Lets assume $n = 2^k$ for some integer $k$, thus we dont need to consider the ceil and floor's, now to solve the rest of the recurence we can expand and collect terms:

$$
\begin{align}
T_{mergeSort}(n) &= 2 T_{mergeSort}\left(\frac{n}{2}\right) + \Theta(n) \\
                 &= 2 \left(2 T_{mergeSort}\left(\frac{n}{2^2}\right) + \Theta\left(\frac{n}{2}\right)\right) + \Theta(n) \\
                 &= 4 T_{mergeSort}\left(\frac{n}{2^2}\right) + 2 \Theta\left(\frac{n}{2}\right) + \Theta(n) \\
                 &= 4 \left( 2 T_{mergeSort}\left(\frac{n}{2^3}\right) + \Theta\left(\frac{n}{2^2}\right) \right) + 2 \Theta\left(\frac{n}{2}\right) + \Theta(n) \\
                 &=  8 T_{mergeSort}\left(\frac{n}{2^3}\right) + 4 \Theta\left(\frac{n}{2^2}\right) + 2 \Theta\left(\frac{n}{2}\right) + \Theta(n) \\
                 &\vdots \\
                 &= 2^k T_{mergeSort}\left(\frac{n}{2^k}\right) + \sum_{i=0}^{k-1}{2^i \Theta{\left(\frac{n}{2^i}\right)}} \\
                 &= n T_{mergeSort}\left(1\right) + \sum_{i=0}^{k-1}{2^i \Theta{\left(\frac{n}{2^i}\right)}} \\
                 &= n \Theta(1) + \sum_{i=0}^{k-1}{2^i \Theta{\left(\frac{n}{2^i}\right)}} \\
                 &= \Theta(n) + \sum_{i=0}^{\lg n -1}{2^i \Theta{\left(\frac{n}{2^i}\right)}} \\
                 &= \Theta(n) + \Theta(n \lg n) \\
                 &= \Theta(n \lg n) \\
\end{align}
$$

To complete this proof we would use induction to fill in the "gap" when unwinding the recurance. Also, to show this works for any $n$ we use induction to show $T(n) \leq T(n+1)$ then using the facts that $n \leq 2^k < 2n$ for some $k$ and $\frac{n}{2} \leq 2^{k'} < n$ for some $k'$ we get 

$$
T(n) \leq T(2^k) = O(2^k \lg 2^k) = O(2n \lg 2n) = O(n \lg n)
$$

and

$$
T(n) = \Omega(2^{k'} \lg 2^{k'}) = \Omega\left(\frac{n}{2} \lg \frac{n}{2}\right) = \Omega(n \lg n)
$$

thus $T(n) = \Omega(n \lg n)$

## Masters Theorem

The proof above was from first princibles, but we could instead use _masters theorem_.
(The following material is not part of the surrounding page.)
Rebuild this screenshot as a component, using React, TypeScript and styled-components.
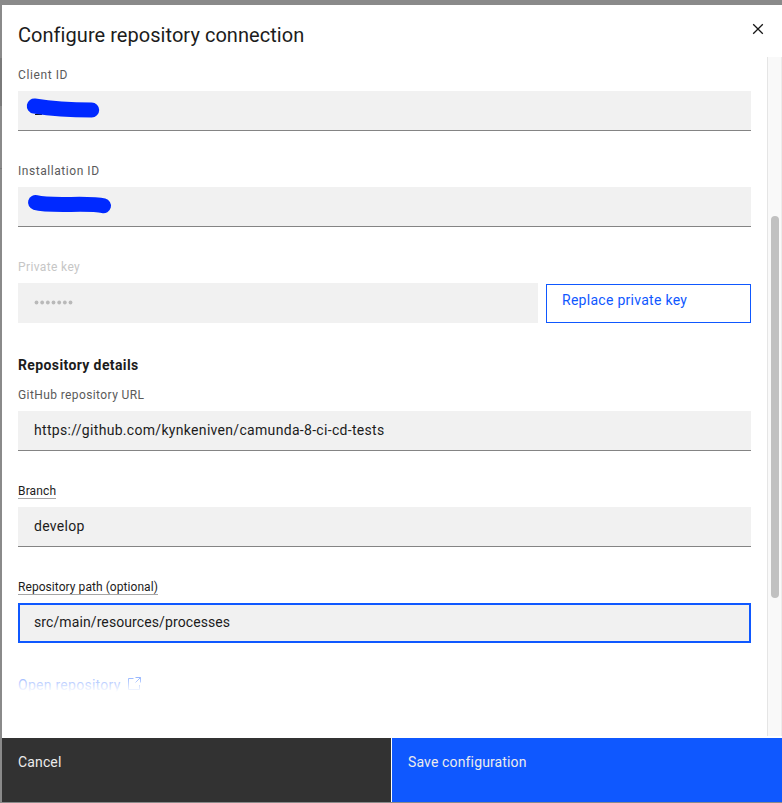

Let $n_0 \in \mathbb{N}$, $k \in \mathbb{N}$, and $a, b \in \mathbb{R}$ with $a > 0$ and $b > 1$, let $T: \mathbb{N} \rightarrow \mathbb{N}$ satisfy the following recurrence:

$$
T(n) = \begin{cases}
\Theta(1) & n < n_0 \\
a \Theta\left(\frac{n}{b}\right) + \Theta(n^k) & n \geq n_0
\end{cases}
$$

Let the critical component $e = \log_b(a)$, then:

$$
T(n) = \begin{cases}
\Theta(n^e) & k < e \\
\Theta(n^e \lg n) & k = e \\
\Theta(n^k) & k > e \\
\end{cases}
$$

For merge sort we have the terms $a = 2$, $b = 2$, $k = 1$, $n_0 = 2$, thus $e = \log_2(2) = 1$. $k = e$ thus by case $II$ of Masters Theorem merge sort is $\Theta(n \lg n)$.